Tensorflow doesn't seem to support editing and maintaining variables across training steps. Due to this the momentum memory queue needs to be returned and resubmit with each training step.
Using the Terrain Map dataset which I uploaded to Kaggle for demonstration. The dataset provides 512x512 images of terrain, height, and segmentation data. Paired 256x256 crops are taken from each as well as the 512 terrain image resized to 256 are used as four views for CMC.
Each view learns its own encoding network although for simplicity the network structure is the same for each. Network structure consists of an initial convolution, 5 downscaling residual blocks, and a final embedding convolution and global mean pooling. 128 dimensions are used for the final CMC embedding to calculate NCE loss.
Normalized Convolutions are used throughout the network. These are inspired by the StyleGAN2 implementation but generalized to be a dropin replacement for a normal convolution layer. The Normalized Convolution normalizes the convolution kernel so that feature metrics don't compound and explode over many layers. This eliminates the need for Batch Normalization by baking data normalization into the convolution kernel and allowing the model to learn the proper dataset normalization statistics (rather than simply calculating batch statistics each training step). Training collapses without normalization.
Training for 15 Epochs and using UMAP to visualize the CMC embeddings produces this plot:
Clearly the CMC embeddding has learned the general data structure. It's likely that outputs from earlier convolutional layers would be more informative depending on the detail scale of interest.
As shown in Rethinking Few-Shot Image Classification: a Good Embedding Is All You Need?, using a single feature extraction network for all views can improve the overall quality of features learned.

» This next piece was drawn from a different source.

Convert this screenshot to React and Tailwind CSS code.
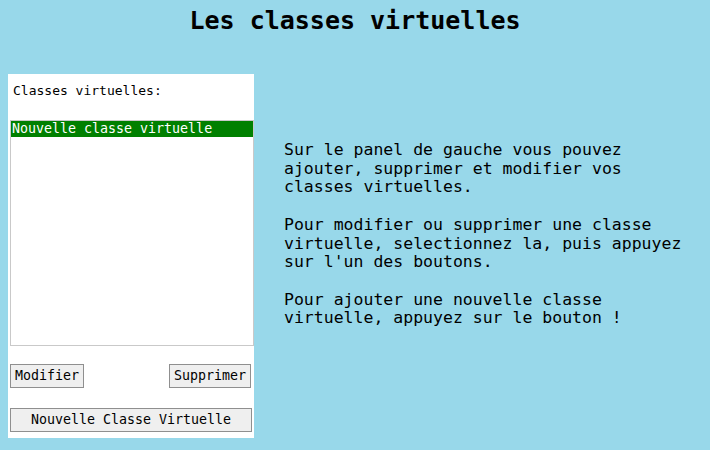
import React, { useState } from 'react';

const mono = { fontFamily: '"DejaVu Sans Mono", "Liberation Mono", monospace' };

export default function App() {
  const [selected, setSelected] = useState(0);
  const classes = ['Nouvelle classe virtuelle'];

  return (
    <div className="w-[710px] h-[450px] bg-[#98d8ea] text-black overflow-hidden" style={mono}>
      <h1 className="h-[44px] pt-[6px] text-center text-[25px] font-bold leading-[30px]">
        Les classes virtuelles
      </h1>

      <div className="flex mt-[30px]">
        <div className="ml-[8px] w-[246px] h-[364px] bg-white flex flex-col">
          <p className="pl-[5px] pt-[9px] text-[13px] leading-[16px]">Classes virtuelles:</p>

          <div className="ml-[2px] mt-[21px] w-[244px] h-[226px] border border-[#c9c9c9] bg-white">
            {classes.map((c, i) => (
              <div
                key={c}
                onClick={() => setSelected(i)}
                className={`h-[16px] pl-[1px] text-[13.3px] leading-[16px] ${
                  selected === i ? 'bg-[#008000] text-white' : ''
                }`}
              >
                {c}
              </div>
            ))}
          </div>

          <div className="flex justify-between pl-[2px] pr-[3px] mt-[18px]">
            <button className="w-[74px] h-[24px] border border-[#8f8f8f] bg-[#efefef] text-[13.3px] leading-[20px]">
              Modifier
            </button>
            <button className="w-[82px] h-[24px] border border-[#8f8f8f] bg-[#efefef] text-[13.3px] leading-[20px]">
              Supprimer
            </button>
          </div>

          <button className="ml-[2px] mt-[20px] w-[242px] h-[24px] border border-[#8f8f8f] bg-[#efefef] text-[13.3px] leading-[20px]">
            Nouvelle Classe Virtuelle
          </button>
        </div>

        <div className="ml-[30px] mt-[67px] text-[16.5px] leading-[18.7px]">
          <p>
            Sur le panel de gauche vous pouvez
            <br />
            ajouter, supprimer et modifier vos
            <br />
            classes virtuelles.
          </p>
          <p className="mt-[18.7px]">
            Pour modifier ou supprimer une classe
            <br />
            virtuelle, selectionnez la, puis appuyez
            <br />
            sur l'un des boutons.
          </p>
          <p className="mt-[18.7px]">
            Pour ajouter une nouvelle classe
            <br />
            virtuelle, appuyez sur le bouton !
          </p>
        </div>
      </div>
    </div>
  );
}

Training a single network also allows that network to be significantly larger.
CMC_combined implements a 34-layer resnet as the core feature extractor for all image views. Since each view starts with a different number of channels (3 for terrain, 1 for height, 7 for segmentation) each view learns its own initial convolution layer to standardize the number of channels prior to the feature extractor. Similarly, each view learns its own final fully-connected classification layer.
Learned embeddings are improved with more detailed structure. Training is significantly more stable.

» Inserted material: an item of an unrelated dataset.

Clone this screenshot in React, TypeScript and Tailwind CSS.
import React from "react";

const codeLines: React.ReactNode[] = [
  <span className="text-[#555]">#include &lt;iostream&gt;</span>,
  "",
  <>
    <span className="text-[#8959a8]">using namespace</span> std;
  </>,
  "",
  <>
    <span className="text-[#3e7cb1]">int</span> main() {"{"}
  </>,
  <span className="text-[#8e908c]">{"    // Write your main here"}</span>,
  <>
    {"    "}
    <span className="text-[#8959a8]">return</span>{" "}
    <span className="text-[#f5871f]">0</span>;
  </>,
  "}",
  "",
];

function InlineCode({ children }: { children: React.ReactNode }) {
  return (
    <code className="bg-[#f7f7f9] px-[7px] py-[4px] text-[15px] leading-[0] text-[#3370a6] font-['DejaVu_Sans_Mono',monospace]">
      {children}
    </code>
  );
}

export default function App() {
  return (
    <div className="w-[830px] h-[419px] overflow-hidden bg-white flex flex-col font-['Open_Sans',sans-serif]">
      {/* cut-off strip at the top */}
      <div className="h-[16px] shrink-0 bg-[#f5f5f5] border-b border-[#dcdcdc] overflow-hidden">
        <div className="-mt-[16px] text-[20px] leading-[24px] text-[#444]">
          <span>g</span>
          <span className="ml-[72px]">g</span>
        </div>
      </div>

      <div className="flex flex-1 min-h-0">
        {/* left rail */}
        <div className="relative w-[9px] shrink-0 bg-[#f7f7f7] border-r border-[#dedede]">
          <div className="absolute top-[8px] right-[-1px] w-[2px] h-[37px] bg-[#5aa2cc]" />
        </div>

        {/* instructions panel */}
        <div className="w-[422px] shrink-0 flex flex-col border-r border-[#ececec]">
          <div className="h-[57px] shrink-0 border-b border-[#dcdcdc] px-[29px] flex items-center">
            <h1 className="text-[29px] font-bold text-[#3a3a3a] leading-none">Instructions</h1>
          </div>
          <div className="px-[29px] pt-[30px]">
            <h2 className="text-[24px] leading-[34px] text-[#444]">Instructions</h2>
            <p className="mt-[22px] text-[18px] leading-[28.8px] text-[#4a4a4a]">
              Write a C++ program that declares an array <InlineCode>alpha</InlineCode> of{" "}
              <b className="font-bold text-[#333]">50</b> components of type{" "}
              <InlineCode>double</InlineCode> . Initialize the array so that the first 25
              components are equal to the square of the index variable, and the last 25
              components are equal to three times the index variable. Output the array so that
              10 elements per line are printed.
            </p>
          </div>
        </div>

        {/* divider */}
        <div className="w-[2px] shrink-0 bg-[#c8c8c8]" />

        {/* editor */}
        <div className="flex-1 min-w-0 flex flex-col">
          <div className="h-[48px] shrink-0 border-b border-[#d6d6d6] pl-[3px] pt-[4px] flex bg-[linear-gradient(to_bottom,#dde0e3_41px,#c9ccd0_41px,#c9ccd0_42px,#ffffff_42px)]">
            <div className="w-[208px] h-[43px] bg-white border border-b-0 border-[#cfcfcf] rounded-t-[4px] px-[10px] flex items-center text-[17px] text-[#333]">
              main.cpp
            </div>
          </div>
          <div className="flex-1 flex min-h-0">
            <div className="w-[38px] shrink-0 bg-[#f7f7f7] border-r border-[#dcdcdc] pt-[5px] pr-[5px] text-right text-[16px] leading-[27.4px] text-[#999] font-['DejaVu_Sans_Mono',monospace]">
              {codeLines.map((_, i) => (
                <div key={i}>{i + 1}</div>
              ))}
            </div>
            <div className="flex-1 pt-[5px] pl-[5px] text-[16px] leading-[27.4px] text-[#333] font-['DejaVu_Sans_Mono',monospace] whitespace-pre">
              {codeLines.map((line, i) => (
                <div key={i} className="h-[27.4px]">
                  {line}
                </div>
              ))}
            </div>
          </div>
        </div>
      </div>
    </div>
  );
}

CMC and MoCo only used inter-batch loss metrics. Inter-batch loss with a memory bank can fall into a degenerate training mode where the encoder continuously shifts the embedding space to trivially separate current and EMA embeddings. I added intra-batch loss to help counteract this as well as tied the memory bank size toa multiple of the batch size (currently 10x seems to be a good ratio). These changes have significantly improved and stabilized training.
Changes to how the memory bank is managed and how models are saved now allow for training to be stopped and restarted properly.
Implemented a RegNetX ( Designing Network Design Spaces ) encoding network and updated Normalized Convolution layer to accommodate grouped convolutions. Unfortunately, grouped convolutions run very slowly (~5-6x more time per epoch). Quick experiments hint at better learned embeddings using RegNetX vs ResNet.
Implemented a simple Multi-Head Self-Attention classifier as an alternative to the basic global mean + dense layer classifier.